A few inches from the door of the Multinet Cybercafe, a woman in sandals is gossiping about some acquaintances into a black phone-like receiver connected by a cord to the back of a machine. Across from her, a man is inquiring about a job.
Herman Mejilla, an accountant, is chatting with his fiancee in New Jersey, asking how her university studies are going.
"Te extraño," he says. I miss you.
In Latin America and other developing areas, Internet cafes have become this generation's equivalent of the telephone booth.
The voice transmissions aren't perfect. They are sometimes garbled by static or metallic echoes. Calls occasionally get dropped or don't get through at all.
But the phone cafes have become a lifeline for many Hondurans who often use them to talk to relatives and friends in the United States. In a country where home phone lines are hard to come by, the Internet phones are the only way many can keep in touch.
In Honduras, only about 44 of every 1,000 people had a phone in 1999, the latest year for which figures are available from the World Bank Group's development indicators database. In neighboring Nicaragua, the figure is 30 of every 1,000; in Guatemala, 55; and in El Salvador, 76.
Internet phone service is not only more readily available than normal phone service, it's significantly cheaper, too: 5 to 10 cents a minute, vs. the $1 to $1.50 per minute charged by monopoly telephone providers. In Honduras, where per capita income was about $850 in 2000, it's an obvious bargain.
Phone cafes are concentrated in Latin America but have proliferated worldwide. Few of these businesses are run by corporations. They are mostly mom-and-pop operations.
"There are even some run by individuals in their home basements," said Carlos Rodriguez, a senior analyst at Pyramid Research, which specializes in telecommunications issues.
The story of Honduras offers a new perspective on the "digital divide": While the population has fallen behind in adopting older technologies such as conventional phones, they are at the leading edge of some newer technologies.
"The technology is increasingly empowering people with the ability to go around the limitations and restrictions of the traditional telecommunications networks to communicate on a global scale," said William Drake, visiting senior fellow at the Center for International Development and Conflict Management at the University of Maryland.
The phone cafes here are so popular that they have begun to affect the bottom lines of the telecom giants in the same way some experts once predicted services such as Net2Phone would in the United States.

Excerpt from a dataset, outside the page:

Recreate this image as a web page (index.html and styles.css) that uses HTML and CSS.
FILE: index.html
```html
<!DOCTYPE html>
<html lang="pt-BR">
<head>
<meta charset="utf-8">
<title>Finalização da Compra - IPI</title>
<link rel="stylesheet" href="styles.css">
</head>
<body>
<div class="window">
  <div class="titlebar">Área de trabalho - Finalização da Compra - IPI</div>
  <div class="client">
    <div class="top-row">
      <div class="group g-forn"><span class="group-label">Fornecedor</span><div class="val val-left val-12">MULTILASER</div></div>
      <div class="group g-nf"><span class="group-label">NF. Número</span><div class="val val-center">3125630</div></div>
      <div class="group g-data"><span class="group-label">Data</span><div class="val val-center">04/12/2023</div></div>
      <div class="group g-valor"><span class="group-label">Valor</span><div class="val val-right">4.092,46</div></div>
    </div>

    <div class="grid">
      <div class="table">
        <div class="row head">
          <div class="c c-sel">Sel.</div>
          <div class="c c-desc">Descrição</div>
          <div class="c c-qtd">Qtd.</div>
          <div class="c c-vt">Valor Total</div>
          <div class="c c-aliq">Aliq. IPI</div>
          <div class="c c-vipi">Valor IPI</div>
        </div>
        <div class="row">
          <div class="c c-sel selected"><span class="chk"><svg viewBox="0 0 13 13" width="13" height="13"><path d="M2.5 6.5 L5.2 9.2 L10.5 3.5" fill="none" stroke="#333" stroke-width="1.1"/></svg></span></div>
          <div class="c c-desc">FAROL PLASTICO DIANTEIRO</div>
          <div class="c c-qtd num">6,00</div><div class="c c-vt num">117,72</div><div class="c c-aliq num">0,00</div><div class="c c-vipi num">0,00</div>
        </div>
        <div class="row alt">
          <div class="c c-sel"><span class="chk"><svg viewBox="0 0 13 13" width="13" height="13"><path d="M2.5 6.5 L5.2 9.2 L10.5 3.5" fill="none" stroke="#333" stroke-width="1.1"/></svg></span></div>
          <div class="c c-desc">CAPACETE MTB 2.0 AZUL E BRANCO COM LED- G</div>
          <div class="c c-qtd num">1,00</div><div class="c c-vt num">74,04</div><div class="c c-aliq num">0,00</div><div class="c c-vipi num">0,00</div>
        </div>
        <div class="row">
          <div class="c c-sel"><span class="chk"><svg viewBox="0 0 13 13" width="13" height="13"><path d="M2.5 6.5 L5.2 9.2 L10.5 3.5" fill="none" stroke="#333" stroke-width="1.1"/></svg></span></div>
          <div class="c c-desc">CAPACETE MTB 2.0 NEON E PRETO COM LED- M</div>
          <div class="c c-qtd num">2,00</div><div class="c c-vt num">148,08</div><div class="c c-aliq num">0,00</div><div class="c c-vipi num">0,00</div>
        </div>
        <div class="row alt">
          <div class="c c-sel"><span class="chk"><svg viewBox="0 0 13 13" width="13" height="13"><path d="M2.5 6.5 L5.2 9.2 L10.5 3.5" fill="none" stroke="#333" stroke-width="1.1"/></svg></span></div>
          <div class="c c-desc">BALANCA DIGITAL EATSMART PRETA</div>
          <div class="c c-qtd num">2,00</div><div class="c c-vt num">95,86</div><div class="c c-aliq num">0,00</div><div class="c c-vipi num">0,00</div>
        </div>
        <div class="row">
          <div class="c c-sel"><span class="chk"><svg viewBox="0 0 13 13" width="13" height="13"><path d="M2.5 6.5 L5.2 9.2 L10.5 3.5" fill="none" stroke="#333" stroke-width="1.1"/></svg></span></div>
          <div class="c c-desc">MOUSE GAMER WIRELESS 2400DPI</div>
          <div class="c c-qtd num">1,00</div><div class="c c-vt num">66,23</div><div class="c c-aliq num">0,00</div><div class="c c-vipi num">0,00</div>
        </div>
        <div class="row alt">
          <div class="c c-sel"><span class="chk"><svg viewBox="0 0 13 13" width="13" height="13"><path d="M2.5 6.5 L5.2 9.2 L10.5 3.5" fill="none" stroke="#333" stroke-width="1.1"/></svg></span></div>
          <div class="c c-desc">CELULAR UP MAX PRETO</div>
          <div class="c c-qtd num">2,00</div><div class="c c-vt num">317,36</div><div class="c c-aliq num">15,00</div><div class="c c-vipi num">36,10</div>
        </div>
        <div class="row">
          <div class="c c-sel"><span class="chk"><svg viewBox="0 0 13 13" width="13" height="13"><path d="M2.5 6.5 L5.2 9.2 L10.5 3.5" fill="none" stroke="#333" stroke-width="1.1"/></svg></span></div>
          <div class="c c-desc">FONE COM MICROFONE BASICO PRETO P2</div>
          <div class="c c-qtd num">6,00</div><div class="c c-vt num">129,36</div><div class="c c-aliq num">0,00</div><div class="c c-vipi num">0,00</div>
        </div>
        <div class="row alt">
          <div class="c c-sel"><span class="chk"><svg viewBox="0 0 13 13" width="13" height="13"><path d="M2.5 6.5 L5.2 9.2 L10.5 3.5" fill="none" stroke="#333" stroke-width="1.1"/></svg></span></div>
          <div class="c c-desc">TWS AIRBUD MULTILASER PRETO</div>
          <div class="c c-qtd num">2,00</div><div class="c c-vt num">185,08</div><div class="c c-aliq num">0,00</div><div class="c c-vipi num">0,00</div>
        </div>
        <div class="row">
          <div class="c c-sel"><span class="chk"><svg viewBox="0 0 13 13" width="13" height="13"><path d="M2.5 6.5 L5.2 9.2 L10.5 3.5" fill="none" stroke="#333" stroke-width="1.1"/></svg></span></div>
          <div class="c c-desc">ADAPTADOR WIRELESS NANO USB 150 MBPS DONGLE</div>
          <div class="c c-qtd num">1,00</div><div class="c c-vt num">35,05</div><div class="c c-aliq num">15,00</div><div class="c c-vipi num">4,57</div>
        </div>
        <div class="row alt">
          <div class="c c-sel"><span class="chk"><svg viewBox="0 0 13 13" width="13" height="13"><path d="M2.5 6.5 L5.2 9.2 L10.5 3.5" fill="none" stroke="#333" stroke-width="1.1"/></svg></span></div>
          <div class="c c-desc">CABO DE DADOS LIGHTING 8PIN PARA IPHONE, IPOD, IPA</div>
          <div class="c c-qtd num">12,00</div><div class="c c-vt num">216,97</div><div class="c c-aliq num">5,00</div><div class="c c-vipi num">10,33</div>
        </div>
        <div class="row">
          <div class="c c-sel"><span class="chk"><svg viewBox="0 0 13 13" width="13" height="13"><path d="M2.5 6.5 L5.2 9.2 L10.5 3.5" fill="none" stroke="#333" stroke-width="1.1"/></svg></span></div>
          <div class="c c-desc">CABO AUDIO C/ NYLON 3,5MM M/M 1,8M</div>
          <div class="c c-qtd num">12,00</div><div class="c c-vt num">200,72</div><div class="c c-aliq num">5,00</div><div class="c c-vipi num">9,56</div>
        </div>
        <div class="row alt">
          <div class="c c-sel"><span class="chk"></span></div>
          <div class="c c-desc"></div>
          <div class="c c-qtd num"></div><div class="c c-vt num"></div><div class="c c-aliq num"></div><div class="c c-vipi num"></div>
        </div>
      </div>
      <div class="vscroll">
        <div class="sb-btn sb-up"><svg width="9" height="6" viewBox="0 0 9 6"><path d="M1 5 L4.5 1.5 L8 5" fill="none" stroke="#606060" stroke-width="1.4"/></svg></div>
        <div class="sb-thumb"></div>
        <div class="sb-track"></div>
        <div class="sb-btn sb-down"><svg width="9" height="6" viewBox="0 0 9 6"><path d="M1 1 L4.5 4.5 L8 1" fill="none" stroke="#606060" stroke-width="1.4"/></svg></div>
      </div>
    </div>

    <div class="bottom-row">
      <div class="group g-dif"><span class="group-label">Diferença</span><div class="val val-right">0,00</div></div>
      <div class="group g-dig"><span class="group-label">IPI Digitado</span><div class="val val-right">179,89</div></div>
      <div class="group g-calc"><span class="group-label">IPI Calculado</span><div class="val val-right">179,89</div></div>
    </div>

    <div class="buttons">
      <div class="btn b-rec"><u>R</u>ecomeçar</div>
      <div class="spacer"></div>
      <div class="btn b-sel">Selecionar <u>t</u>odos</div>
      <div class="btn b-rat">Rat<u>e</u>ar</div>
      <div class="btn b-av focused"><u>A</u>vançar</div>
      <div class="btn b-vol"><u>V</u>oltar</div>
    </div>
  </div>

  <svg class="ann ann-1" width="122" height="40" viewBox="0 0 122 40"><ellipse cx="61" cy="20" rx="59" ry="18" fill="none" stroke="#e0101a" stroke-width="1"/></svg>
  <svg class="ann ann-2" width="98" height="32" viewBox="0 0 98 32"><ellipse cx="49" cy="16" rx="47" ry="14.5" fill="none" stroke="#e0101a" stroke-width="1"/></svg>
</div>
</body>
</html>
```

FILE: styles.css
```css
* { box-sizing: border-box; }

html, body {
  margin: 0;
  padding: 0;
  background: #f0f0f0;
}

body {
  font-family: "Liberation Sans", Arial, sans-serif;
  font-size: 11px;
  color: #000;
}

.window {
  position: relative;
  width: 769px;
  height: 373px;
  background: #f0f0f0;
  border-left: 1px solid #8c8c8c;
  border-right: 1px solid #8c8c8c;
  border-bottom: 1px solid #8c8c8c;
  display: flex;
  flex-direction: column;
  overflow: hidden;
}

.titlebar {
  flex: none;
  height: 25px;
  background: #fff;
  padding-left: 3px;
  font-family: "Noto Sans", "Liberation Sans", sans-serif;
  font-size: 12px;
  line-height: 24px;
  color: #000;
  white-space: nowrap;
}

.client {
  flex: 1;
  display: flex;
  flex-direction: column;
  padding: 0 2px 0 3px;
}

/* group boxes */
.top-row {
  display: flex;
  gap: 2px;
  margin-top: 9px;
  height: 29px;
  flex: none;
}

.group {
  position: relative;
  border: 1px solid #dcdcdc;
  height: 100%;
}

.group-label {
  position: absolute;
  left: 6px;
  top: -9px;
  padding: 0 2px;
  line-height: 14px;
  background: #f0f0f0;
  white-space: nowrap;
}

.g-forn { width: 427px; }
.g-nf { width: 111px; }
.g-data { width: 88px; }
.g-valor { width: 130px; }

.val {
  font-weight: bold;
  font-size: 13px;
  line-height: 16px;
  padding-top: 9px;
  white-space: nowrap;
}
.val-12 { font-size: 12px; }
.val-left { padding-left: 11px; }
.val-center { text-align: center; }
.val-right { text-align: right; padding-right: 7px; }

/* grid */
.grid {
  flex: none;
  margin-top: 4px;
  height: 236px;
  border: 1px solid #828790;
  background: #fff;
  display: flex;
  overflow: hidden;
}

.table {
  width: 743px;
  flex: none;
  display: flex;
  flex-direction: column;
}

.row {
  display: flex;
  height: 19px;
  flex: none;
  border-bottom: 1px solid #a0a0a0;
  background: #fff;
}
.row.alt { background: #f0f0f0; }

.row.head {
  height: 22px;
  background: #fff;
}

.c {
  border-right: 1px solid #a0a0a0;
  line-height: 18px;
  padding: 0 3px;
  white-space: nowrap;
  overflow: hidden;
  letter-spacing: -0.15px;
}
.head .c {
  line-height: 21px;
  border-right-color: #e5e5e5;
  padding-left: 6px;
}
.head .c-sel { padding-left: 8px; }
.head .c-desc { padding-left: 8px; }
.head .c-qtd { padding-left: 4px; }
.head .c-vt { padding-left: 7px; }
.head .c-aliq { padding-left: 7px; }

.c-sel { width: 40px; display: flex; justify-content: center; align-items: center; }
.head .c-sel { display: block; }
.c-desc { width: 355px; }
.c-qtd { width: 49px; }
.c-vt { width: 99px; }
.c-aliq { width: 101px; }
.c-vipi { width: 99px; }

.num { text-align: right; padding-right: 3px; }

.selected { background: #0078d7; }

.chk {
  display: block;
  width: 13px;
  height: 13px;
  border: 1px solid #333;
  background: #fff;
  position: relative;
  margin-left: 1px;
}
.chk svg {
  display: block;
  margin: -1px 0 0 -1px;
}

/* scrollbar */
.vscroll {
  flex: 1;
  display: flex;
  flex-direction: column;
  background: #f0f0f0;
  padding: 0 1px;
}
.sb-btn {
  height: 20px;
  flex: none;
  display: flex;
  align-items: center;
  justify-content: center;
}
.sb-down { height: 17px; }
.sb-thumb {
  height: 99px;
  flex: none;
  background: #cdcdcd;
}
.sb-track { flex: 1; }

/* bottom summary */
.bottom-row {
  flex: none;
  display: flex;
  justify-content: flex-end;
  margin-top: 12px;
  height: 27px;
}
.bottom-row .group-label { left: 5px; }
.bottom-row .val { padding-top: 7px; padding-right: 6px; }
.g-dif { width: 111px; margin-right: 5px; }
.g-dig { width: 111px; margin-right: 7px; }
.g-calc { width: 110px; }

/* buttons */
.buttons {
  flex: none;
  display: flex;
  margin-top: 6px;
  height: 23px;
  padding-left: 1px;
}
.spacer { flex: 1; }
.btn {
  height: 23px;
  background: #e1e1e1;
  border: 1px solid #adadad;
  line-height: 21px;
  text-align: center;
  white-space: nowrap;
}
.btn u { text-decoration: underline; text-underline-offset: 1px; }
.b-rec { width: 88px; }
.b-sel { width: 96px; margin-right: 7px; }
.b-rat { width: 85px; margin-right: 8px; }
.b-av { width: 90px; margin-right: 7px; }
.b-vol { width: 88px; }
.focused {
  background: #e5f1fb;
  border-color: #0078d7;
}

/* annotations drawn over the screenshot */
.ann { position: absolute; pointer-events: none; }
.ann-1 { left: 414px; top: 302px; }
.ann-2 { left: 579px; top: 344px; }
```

International long-distance revenues in Latin America have fallen significantly, from $3 billion in 1997 to $2.5 billion this year, according to Pyramid Research.
Much of the loss was due to increased competition after deregulation in some countries. But the grass-roots cafes, and new phone-to-phone Internet long-distance services offered by competing companies, also make a difference.

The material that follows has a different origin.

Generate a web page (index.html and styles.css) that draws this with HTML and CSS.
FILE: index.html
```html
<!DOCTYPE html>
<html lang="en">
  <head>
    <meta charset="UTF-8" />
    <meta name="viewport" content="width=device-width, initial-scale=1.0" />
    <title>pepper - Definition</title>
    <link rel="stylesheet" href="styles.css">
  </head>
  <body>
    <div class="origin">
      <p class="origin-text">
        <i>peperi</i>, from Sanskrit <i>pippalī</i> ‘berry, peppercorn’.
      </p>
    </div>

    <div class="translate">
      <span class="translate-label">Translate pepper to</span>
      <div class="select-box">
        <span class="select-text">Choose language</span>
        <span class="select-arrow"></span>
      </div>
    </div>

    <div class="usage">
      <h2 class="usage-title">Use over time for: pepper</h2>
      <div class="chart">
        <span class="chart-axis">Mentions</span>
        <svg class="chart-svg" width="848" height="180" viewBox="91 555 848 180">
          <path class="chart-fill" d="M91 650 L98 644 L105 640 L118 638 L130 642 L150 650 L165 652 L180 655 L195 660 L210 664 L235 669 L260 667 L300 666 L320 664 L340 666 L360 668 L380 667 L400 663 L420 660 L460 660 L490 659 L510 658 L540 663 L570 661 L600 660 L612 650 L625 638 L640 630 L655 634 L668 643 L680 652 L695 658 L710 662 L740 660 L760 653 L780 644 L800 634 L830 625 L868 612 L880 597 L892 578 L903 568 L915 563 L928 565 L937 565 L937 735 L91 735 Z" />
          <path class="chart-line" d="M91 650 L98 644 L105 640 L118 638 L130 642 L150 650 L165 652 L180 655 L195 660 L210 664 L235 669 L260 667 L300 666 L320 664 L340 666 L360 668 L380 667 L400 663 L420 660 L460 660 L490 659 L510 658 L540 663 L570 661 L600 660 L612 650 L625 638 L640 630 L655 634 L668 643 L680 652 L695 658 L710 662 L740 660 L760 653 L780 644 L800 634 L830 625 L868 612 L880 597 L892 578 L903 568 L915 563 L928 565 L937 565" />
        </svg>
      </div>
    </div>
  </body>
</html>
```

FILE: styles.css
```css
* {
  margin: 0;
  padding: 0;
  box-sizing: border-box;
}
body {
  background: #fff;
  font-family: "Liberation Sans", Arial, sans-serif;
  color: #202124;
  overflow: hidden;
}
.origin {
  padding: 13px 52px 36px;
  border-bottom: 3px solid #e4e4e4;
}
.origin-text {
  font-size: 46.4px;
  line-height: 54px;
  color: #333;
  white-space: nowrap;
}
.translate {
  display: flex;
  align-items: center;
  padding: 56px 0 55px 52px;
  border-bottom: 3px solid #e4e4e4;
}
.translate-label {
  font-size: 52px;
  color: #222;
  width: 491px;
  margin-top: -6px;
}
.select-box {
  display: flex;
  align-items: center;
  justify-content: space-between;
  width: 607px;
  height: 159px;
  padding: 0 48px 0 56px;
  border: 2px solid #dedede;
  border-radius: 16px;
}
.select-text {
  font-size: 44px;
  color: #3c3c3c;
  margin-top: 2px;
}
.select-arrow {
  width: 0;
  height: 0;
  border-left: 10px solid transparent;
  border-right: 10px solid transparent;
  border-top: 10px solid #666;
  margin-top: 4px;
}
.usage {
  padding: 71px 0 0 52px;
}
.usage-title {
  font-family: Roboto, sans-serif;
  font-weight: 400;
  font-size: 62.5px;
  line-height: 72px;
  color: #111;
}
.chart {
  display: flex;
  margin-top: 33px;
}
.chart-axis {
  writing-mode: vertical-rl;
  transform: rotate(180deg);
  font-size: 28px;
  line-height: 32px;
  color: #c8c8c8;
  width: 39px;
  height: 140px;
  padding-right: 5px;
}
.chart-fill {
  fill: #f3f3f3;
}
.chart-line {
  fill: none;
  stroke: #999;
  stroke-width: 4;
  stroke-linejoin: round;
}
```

Pyramid said in a recent report that it believes voice over Internet in Latin America "is a bigger threat to the future of long-distance business than traditional competition or assertive regulators have ever been."
By 2006, nearly half of cross-border voice traffic will be carried through Internet services, according to forecasts by IDC Corp. analyst Elizabeth Farrand.
When Internet telephony took root in the late 1990s, telephone giants around the world screamed that the technology could put established companies out of business. Because the calls do not enter countries through the switches of the established telephone network, Internet phone services get around paying- per-minute tariffs to the companies that own the infrastructure.
Several countries -- including Brazil and India -- made it illegal to use such services. (Brazil's law will expire on Dec. 31 and India's law expired on April 1, spurring a mad rush in that country to capture a share of the new market. IWay, India's largest cybercafe chain, has announced that it will install soundproof phone cabins in most of its 700 locations.)
In the United States, the government has mostly stayed out of the debate. The Federal Communications Commission decided on a hands-off policy a few years ago. William E. Kennard, who then was FCC chairman, said he did not want to regulate an emerging industry.
Given how ubiquitous and cheap long-distance telephone service is in the United States, Internet telephony has yet to have a big impact on the big three telecoms -- AT&T, Sprint and MCI.
The one market in which the service is making inroads in the United States is businesses that want to save money on intra-company calls by routing them through their Internet connections instead of paying the telephone-service providers. But in the consumer market, Internet telephony is used mostly by college students and geeks who are willing to devote the time and energy needed to install and troubleshoot the required hardware and software.
In the developing world, entrepreneurs have designed their cafes to make placing an Internet telephone call easy.
At Multinet, which occupies a tiny one-room air-conditioned space inside the city's largest mall, customers sit in front of one of the dozen Hewlett-Packard Pavilion computers lined up in rows.
It gets so crowded on weekends, said manager Glenda Bertotty, that customers must make reservations for the 15- to 30-minute time slots.
A waitress/sales clerk/technician brings over an ordinary kitchen timer to clock the call. It costs 20 lempiras, worth about $1.25, for 15 minutes. Customers can make as many calls as they want to anywhere in the world during that time.
To start dialing, users click on an icon that says "PC-to-phone" and type in the phone number they want to call. The default country code is that of the United States, so customers need only enter the area code and seven-digit phone number.
Once the call connects, they speak through a phone that's attached to the computers.
Recipients get the calls on their regular telephone lines.
Roy Alonzo Gomez, 25, a fundraiser who lives near downtown, regularly uses the service to call his aunt and uncle in Georgia as well as friends and relatives within Honduras. Such cafes are so common, he said, that he doesn't even feel the need to have a telephone, conventional or cellular.
"This technology is not the future. It's the present here," Gomez said. "I don't know of anyone anymore who would rather make a call any other way."